● Recorded information
....................
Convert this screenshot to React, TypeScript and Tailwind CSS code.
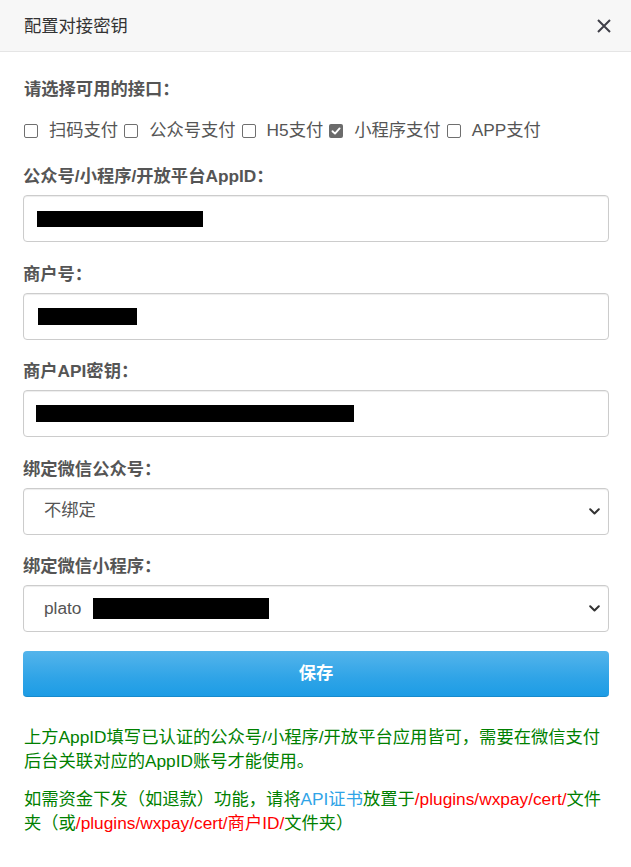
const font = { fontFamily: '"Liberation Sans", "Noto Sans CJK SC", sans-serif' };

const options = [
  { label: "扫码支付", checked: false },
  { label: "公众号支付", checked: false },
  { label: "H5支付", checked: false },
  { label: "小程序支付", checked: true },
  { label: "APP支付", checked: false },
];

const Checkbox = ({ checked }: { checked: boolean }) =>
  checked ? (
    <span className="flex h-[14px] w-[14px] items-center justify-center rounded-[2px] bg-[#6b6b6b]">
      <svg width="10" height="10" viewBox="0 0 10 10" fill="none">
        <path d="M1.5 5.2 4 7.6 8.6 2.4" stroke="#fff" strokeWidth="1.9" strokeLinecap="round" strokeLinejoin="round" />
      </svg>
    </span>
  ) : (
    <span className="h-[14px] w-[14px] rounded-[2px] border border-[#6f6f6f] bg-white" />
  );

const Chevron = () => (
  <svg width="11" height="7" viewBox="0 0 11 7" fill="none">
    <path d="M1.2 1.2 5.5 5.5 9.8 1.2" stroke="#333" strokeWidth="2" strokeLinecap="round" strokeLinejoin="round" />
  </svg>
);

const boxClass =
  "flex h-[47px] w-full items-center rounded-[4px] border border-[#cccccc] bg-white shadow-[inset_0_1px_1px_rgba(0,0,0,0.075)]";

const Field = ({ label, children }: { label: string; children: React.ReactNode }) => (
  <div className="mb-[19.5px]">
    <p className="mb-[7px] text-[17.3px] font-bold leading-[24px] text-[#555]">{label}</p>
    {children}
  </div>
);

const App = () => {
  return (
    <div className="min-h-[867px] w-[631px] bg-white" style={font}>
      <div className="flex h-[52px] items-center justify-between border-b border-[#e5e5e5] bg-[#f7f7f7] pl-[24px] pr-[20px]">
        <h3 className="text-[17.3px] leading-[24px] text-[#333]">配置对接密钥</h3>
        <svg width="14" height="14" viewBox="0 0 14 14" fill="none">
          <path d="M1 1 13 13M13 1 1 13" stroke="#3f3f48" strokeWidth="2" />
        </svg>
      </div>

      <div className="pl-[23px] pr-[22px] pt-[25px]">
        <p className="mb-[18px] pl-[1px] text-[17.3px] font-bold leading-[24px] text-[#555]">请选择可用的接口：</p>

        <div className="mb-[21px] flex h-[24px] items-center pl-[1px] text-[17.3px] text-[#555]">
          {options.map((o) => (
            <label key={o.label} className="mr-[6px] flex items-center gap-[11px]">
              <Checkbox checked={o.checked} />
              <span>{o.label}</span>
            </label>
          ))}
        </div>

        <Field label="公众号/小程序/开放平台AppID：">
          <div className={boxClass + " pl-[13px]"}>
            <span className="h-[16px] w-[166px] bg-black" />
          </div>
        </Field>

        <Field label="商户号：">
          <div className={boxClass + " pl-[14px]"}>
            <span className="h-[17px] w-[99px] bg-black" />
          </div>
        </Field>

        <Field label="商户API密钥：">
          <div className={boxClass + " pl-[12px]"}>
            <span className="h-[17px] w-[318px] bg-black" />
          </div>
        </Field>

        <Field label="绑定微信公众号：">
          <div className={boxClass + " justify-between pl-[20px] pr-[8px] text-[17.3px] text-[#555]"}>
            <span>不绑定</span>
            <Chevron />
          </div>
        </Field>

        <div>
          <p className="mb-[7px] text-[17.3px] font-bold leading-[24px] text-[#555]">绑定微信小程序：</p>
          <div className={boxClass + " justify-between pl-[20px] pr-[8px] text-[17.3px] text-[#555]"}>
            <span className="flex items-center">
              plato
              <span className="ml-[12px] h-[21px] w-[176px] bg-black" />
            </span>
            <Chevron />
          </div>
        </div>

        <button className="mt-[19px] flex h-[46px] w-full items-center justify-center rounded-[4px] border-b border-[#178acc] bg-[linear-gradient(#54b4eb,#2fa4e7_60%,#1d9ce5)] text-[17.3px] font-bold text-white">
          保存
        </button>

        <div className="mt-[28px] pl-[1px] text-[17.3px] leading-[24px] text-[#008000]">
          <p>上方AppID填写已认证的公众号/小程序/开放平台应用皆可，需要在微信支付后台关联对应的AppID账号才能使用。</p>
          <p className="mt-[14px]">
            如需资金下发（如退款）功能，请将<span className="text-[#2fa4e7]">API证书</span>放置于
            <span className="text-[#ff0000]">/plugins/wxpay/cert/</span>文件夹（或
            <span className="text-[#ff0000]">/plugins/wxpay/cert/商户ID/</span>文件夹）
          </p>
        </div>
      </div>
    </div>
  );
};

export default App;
....................
From the data above, write out everything exactly except the pictures.

Convert this screenshot to React, TypeScript and Tailwind CSS code.
const font = { fontFamily: '"Liberation Sans", "Noto Sans CJK SC", sans-serif' };

const options = [
  { label: "扫码支付", checked: false },
  { label: "公众号支付", checked: false },
  { label: "H5支付", checked: false },
  { label: "小程序支付", checked: true },
  { label: "APP支付", checked: false },
];

const Checkbox = ({ checked }: { checked: boolean }) =>
  checked ? (
    <span className="flex h-[14px] w-[14px] items-center justify-center rounded-[2px] bg-[#6b6b6b]">
      <svg width="10" height="10" viewBox="0 0 10 10" fill="none">
        <path d="M1.5 5.2 4 7.6 8.6 2.4" stroke="#fff" strokeWidth="1.9" strokeLinecap="round" strokeLinejoin="round" />
      </svg>
    </span>
  ) : (
    <span className="h-[14px] w-[14px] rounded-[2px] border border-[#6f6f6f] bg-white" />
  );

const Chevron = () => (
  <svg width="11" height="7" viewBox="0 0 11 7" fill="none">
    <path d="M1.2 1.2 5.5 5.5 9.8 1.2" stroke="#333" strokeWidth="2" strokeLinecap="round" strokeLinejoin="round" />
  </svg>
);

const boxClass =
  "flex h-[47px] w-full items-center rounded-[4px] border border-[#cccccc] bg-white shadow-[inset_0_1px_1px_rgba(0,0,0,0.075)]";

const Field = ({ label, children }: { label: string; children: React.ReactNode }) => (
  <div className="mb-[19.5px]">
    <p className="mb-[7px] text-[17.3px] font-bold leading-[24px] text-[#555]">{label}</p>
    {children}
  </div>
);

const App = () => {
  return (
    <div className="min-h-[867px] w-[631px] bg-white" style={font}>
      <div className="flex h-[52px] items-center justify-between border-b border-[#e5e5e5] bg-[#f7f7f7] pl-[24px] pr-[20px]">
        <h3 className="text-[17.3px] leading-[24px] text-[#333]">配置对接密钥</h3>
        <svg width="14" height="14" viewBox="0 0 14 14" fill="none">
          <path d="M1 1 13 13M13 1 1 13" stroke="#3f3f48" strokeWidth="2" />
        </svg>
      </div>

      <div className="pl-[23px] pr-[22px] pt-[25px]">
        <p className="mb-[18px] pl-[1px] text-[17.3px] font-bold leading-[24px] text-[#555]">请选择可用的接口：</p>

        <div className="mb-[21px] flex h-[24px] items-center pl-[1px] text-[17.3px] text-[#555]">
          {options.map((o) => (
            <label key={o.label} className="mr-[6px] flex items-center gap-[11px]">
              <Checkbox checked={o.checked} />
              <span>{o.label}</span>
            </label>
          ))}
        </div>

        <Field label="公众号/小程序/开放平台AppID：">
          <div className={boxClass + " pl-[13px]"}>
            <span className="h-[16px] w-[166px] bg-black" />
          </div>
        </Field>

        <Field label="商户号：">
          <div className={boxClass + " pl-[14px]"}>
            <span className="h-[17px] w-[99px] bg-black" />
          </div>
        </Field>

        <Field label="商户API密钥：">
          <div className={boxClass + " pl-[12px]"}>
            <span className="h-[17px] w-[318px] bg-black" />
          </div>
        </Field>

        <Field label="绑定微信公众号：">
          <div className={boxClass + " justify-between pl-[20px] pr-[8px] text-[17.3px] text-[#555]"}>
            <span>不绑定</span>
            <Chevron />
          </div>
        </Field>

        <div>
          <p className="mb-[7px] text-[17.3px] font-bold leading-[24px] text-[#555]">绑定微信小程序：</p>
          <div className={boxClass + " justify-between pl-[20px] pr-[8px] text-[17.3px] text-[#555]"}>
            <span className="flex items-center">
              plato
              <span className="ml-[12px] h-[21px] w-[176px] bg-black" />
            </span>
            <Chevron />
          </div>
        </div>

        <button className="mt-[19px] flex h-[46px] w-full items-center justify-center rounded-[4px] border-b border-[#178acc] bg-[linear-gradient(#54b4eb,#2fa4e7_60%,#1d9ce5)] text-[17.3px] font-bold text-white">
          保存
        </button>

        <div className="mt-[28px] pl-[1px] text-[17.3px] leading-[24px] text-[#008000]">
          <p>上方AppID填写已认证的公众号/小程序/开放平台应用皆可，需要在微信支付后台关联对应的AppID账号才能使用。</p>
          <p className="mt-[14px]">
            如需资金下发（如退款）功能，请将<span className="text-[#2fa4e7]">API证书</span>放置于
            <span className="text-[#ff0000]">/plugins/wxpay/cert/</span>文件夹（或
            <span className="text-[#ff0000]">/plugins/wxpay/cert/商户ID/</span>文件夹）
          </p>
        </div>
      </div>
    </div>
  );
};

export default App;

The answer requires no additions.